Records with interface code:
= = =
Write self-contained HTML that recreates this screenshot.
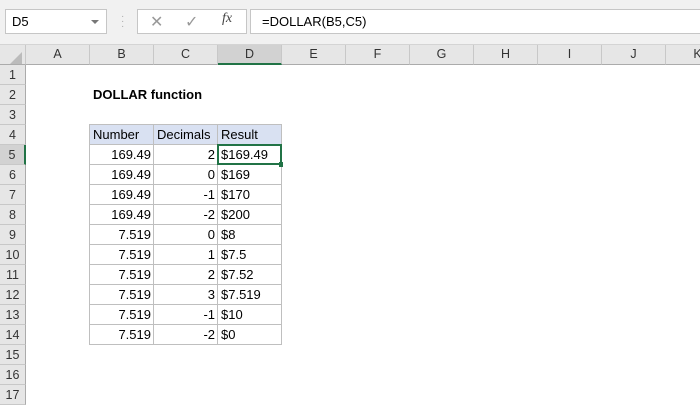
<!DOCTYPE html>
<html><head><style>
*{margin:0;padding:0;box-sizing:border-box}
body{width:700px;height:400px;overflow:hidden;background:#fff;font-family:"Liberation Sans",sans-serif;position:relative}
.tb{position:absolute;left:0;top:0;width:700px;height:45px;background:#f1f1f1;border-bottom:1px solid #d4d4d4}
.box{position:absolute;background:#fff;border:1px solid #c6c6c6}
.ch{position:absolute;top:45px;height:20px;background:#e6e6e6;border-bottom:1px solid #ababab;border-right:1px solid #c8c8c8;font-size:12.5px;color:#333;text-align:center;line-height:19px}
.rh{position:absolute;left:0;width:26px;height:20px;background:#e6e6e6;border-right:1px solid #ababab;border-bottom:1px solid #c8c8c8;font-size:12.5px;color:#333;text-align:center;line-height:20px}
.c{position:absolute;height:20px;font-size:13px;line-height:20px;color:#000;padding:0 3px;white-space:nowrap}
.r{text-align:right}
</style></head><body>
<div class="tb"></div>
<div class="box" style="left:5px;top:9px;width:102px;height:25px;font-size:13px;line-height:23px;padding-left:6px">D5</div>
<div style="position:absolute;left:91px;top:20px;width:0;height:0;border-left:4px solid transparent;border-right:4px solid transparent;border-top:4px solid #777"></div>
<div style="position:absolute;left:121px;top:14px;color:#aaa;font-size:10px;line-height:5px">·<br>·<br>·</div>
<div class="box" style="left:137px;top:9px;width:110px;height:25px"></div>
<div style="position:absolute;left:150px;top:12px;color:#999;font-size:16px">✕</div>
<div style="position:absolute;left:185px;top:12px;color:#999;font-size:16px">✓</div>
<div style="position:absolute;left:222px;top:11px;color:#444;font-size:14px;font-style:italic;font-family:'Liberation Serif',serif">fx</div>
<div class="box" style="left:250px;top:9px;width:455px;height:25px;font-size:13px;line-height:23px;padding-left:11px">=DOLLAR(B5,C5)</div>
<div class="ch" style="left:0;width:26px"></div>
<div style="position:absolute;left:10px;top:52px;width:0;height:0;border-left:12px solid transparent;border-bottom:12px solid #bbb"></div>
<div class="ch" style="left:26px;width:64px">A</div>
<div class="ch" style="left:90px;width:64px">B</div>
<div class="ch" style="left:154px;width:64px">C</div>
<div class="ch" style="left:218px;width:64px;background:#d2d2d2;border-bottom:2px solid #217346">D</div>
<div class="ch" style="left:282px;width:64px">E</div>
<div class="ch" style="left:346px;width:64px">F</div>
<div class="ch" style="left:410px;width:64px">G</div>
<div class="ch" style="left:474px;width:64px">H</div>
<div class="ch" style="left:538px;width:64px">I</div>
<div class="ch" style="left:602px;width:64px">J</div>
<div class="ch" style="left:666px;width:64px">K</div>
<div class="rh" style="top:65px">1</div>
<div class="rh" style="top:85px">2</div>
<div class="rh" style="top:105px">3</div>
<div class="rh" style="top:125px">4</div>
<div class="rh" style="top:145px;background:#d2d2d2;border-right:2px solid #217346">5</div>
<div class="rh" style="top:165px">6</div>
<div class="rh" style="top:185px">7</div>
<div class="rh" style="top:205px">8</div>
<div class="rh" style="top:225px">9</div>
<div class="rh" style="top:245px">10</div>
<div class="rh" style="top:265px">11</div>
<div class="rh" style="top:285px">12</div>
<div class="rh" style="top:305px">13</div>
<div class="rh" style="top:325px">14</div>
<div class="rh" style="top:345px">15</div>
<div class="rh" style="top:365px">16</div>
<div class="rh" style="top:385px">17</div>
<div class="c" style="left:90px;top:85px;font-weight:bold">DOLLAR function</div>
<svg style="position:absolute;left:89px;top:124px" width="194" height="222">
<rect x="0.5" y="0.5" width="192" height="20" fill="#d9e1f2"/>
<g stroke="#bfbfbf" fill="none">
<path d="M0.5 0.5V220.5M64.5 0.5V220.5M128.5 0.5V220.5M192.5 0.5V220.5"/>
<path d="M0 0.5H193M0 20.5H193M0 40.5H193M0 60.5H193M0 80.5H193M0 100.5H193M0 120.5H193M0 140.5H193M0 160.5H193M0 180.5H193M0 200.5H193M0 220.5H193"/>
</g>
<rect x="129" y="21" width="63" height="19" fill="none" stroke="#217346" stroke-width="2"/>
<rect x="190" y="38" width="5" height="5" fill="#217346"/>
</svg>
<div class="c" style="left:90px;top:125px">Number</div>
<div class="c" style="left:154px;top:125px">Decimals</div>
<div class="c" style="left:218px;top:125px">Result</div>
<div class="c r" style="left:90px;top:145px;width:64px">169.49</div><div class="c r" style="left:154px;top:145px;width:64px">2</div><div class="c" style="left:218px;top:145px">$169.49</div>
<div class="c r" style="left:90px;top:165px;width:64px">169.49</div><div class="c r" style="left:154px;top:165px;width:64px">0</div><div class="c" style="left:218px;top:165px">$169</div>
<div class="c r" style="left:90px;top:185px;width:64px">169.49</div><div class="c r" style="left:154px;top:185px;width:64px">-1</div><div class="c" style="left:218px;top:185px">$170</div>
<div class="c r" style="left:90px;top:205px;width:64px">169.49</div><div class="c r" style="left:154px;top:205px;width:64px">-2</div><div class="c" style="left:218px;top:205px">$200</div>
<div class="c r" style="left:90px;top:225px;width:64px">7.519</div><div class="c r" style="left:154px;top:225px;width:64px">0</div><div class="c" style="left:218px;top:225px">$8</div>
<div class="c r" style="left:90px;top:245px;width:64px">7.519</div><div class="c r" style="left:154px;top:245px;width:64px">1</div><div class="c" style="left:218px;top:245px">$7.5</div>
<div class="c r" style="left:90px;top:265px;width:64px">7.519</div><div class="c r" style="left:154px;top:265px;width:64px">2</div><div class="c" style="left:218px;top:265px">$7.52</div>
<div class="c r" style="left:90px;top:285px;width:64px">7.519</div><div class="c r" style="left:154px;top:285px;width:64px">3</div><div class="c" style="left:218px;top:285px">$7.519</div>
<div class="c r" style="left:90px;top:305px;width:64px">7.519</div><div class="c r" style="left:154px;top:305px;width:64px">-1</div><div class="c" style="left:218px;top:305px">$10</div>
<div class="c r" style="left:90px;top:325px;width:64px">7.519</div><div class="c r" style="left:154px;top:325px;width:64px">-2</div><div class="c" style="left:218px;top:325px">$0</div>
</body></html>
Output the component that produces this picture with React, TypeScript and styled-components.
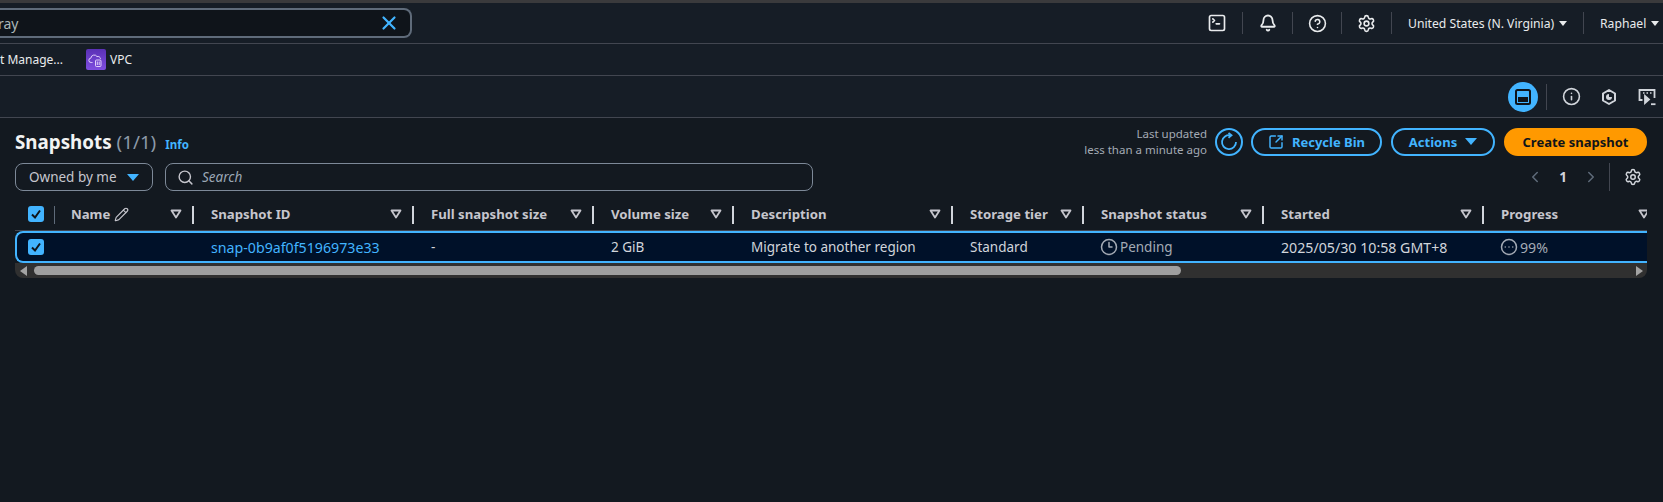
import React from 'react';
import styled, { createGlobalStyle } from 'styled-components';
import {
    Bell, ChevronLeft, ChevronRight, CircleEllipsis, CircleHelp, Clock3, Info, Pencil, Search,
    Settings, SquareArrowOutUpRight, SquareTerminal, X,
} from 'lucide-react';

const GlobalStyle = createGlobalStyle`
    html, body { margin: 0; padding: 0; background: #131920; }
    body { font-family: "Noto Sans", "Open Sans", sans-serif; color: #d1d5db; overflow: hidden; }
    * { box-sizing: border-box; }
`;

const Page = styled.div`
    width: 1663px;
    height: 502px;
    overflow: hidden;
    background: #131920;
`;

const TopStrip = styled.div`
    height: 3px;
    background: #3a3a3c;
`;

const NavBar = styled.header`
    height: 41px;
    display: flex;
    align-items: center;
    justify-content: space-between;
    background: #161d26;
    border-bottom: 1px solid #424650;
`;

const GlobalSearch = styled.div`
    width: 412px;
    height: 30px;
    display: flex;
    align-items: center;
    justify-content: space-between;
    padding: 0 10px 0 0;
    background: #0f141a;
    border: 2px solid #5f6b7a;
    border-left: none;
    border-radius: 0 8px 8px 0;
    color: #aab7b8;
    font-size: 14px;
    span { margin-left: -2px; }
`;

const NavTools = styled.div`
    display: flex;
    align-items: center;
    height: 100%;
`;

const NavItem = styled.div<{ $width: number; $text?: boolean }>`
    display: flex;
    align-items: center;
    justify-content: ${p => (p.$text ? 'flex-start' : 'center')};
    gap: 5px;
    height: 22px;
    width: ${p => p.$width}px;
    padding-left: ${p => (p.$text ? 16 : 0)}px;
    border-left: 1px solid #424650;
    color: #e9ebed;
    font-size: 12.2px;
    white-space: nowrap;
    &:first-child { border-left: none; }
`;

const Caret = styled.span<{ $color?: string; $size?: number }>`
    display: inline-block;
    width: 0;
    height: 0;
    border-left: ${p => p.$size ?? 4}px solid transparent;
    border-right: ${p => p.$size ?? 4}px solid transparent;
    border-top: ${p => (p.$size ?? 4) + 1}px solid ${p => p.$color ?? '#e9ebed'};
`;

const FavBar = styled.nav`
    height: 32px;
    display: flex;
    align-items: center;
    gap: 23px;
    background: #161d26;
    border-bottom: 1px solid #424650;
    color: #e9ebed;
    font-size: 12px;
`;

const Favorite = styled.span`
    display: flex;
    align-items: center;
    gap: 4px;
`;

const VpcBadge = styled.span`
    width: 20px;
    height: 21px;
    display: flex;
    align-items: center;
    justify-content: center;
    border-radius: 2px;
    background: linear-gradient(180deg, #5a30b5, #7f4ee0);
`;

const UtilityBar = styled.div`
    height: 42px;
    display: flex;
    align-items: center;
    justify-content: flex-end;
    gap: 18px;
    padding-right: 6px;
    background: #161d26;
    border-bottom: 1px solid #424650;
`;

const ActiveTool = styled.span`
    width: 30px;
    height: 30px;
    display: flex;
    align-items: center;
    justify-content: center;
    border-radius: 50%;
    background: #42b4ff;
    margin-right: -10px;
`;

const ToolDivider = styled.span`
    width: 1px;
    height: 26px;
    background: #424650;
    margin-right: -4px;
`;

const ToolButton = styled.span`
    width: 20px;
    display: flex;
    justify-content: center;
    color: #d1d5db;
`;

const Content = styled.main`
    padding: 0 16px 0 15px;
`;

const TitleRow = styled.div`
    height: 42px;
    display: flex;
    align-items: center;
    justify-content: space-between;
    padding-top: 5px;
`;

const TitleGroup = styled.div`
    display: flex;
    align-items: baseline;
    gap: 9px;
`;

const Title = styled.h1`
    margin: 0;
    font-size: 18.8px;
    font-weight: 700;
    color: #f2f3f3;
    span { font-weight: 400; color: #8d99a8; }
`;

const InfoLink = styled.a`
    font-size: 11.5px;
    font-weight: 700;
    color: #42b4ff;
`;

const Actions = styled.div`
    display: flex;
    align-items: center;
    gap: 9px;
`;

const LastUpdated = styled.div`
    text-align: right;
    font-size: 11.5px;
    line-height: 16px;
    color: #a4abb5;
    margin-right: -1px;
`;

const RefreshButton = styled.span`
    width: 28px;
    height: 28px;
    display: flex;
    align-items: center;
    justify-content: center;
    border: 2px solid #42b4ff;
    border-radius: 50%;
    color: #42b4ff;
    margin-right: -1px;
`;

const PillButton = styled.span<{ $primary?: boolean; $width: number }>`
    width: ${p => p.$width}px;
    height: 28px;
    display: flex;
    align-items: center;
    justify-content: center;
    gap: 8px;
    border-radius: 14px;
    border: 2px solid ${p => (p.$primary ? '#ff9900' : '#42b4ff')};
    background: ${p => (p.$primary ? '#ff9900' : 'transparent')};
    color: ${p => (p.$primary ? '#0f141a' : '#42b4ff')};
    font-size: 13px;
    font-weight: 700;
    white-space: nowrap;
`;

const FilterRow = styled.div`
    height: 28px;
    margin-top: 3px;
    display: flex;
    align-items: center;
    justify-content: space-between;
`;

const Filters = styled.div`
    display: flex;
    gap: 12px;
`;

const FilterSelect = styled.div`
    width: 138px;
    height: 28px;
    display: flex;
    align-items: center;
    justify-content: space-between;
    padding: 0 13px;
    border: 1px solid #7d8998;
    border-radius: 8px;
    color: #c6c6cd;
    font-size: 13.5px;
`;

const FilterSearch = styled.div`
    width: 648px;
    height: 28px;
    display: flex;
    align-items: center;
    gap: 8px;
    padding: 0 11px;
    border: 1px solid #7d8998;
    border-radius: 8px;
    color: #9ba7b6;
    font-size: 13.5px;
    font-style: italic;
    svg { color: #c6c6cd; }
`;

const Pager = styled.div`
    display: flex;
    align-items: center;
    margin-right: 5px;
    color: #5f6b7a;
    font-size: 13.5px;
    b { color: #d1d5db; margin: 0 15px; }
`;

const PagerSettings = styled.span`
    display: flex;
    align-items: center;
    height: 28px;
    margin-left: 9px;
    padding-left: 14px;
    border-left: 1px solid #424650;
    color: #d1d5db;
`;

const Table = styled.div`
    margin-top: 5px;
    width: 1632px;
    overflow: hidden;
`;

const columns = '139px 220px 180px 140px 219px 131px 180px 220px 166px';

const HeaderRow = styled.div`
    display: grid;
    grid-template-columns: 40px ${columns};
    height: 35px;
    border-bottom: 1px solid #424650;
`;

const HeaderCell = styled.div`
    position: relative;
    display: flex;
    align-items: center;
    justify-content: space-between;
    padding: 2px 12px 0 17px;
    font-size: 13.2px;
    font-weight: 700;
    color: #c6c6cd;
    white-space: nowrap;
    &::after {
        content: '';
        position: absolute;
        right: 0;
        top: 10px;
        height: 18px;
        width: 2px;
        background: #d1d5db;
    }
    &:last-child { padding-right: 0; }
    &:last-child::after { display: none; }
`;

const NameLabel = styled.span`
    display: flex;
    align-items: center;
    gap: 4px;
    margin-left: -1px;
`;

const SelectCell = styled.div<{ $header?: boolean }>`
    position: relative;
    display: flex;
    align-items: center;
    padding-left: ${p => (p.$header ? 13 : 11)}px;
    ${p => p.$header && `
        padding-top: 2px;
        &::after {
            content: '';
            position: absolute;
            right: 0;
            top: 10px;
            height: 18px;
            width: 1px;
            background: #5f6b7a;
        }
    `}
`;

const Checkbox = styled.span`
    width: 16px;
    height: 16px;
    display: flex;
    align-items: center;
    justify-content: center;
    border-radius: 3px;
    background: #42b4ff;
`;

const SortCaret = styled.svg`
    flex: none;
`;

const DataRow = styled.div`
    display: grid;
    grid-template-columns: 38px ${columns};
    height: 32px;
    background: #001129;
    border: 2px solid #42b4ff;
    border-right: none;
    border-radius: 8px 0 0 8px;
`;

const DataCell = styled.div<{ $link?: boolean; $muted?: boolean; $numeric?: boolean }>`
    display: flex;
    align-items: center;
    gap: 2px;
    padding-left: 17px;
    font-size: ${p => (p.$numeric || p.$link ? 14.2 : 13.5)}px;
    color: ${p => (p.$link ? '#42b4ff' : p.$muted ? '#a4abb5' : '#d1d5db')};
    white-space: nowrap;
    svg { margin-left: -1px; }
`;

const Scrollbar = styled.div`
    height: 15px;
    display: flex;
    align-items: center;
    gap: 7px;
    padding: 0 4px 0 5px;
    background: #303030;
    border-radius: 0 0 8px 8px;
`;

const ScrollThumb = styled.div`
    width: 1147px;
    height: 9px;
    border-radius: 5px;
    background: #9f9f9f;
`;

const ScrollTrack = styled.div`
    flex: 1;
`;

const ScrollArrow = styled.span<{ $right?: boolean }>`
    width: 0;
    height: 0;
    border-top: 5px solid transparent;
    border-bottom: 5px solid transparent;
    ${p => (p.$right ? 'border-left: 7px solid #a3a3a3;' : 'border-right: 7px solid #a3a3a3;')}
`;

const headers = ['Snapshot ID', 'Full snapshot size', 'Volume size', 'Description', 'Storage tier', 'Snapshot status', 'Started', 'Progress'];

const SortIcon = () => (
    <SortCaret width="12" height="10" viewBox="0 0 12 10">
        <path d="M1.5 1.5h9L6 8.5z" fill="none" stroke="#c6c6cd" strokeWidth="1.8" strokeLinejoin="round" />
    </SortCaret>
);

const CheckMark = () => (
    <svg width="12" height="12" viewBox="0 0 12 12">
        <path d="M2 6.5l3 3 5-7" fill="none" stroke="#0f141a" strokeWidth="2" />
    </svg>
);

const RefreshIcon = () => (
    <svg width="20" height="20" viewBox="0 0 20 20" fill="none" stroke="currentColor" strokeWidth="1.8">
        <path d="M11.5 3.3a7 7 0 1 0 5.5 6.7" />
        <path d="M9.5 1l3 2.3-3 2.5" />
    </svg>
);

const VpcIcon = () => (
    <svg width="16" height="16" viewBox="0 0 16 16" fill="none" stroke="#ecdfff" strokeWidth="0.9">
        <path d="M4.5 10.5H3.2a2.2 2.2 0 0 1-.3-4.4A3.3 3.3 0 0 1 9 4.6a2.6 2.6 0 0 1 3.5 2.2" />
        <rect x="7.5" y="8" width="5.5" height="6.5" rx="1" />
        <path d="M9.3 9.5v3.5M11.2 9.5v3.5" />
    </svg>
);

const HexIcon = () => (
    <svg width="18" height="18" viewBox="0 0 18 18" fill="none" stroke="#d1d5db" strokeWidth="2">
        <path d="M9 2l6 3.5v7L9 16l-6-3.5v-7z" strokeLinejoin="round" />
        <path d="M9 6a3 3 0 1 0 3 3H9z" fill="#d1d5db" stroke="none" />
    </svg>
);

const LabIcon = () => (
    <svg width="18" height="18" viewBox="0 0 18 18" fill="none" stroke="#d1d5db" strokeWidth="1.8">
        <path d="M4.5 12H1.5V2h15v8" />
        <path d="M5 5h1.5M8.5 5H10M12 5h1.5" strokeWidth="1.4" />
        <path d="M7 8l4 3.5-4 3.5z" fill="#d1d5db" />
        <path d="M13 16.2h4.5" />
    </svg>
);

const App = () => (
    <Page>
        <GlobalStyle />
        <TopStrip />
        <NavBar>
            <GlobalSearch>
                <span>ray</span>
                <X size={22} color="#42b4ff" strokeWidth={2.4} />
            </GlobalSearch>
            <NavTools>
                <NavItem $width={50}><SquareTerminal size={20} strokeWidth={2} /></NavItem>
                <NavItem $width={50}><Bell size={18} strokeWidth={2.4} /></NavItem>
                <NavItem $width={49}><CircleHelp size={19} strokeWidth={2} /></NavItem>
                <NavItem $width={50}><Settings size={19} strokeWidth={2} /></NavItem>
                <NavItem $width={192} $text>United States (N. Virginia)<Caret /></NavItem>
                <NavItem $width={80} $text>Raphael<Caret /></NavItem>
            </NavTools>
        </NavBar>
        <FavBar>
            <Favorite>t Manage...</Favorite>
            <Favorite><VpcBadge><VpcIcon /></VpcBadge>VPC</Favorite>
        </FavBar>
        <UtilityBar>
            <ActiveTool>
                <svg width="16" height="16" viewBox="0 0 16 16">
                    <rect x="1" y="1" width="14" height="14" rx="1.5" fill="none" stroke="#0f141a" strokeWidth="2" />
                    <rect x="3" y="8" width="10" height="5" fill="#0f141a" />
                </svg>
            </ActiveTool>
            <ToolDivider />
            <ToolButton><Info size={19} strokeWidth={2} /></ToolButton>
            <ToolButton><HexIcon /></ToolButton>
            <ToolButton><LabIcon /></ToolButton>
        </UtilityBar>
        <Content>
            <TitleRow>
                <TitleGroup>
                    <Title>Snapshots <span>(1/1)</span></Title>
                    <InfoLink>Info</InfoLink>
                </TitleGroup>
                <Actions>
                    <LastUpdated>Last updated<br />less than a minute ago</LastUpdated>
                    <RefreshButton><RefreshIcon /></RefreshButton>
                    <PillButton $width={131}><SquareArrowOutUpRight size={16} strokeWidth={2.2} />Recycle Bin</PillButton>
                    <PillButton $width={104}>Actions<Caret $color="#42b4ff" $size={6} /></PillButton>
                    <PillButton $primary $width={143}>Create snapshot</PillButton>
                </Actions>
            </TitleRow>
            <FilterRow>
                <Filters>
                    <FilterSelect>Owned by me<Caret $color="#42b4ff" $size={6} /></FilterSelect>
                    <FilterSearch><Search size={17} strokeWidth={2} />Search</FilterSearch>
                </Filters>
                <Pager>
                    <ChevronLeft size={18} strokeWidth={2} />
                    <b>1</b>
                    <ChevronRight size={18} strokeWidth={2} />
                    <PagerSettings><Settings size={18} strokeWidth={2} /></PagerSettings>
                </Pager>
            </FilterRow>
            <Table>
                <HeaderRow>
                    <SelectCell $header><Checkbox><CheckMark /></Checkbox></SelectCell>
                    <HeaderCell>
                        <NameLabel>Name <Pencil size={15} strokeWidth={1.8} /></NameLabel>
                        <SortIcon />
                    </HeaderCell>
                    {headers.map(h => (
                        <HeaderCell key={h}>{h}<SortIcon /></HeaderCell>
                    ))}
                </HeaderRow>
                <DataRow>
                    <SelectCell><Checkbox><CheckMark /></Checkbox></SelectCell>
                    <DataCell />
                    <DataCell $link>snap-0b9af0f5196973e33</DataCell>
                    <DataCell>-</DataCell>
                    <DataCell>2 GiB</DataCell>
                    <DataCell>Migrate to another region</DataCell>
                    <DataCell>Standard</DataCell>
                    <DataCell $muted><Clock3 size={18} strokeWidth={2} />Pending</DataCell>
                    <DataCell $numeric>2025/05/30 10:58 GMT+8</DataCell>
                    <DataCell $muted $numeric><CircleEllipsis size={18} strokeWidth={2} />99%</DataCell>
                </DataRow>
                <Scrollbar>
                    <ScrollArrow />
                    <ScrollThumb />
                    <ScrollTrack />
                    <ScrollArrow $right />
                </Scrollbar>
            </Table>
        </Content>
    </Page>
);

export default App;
= = =
=== EXERCISE INSTRUCTIONS ===
Check each line of the entries above, and show every one holding the word "that".

=== COMPLETED TASK ===
Write self-contained HTML that recreates this screenshot.
Output the component that produces this picture with React, TypeScript and styled-components.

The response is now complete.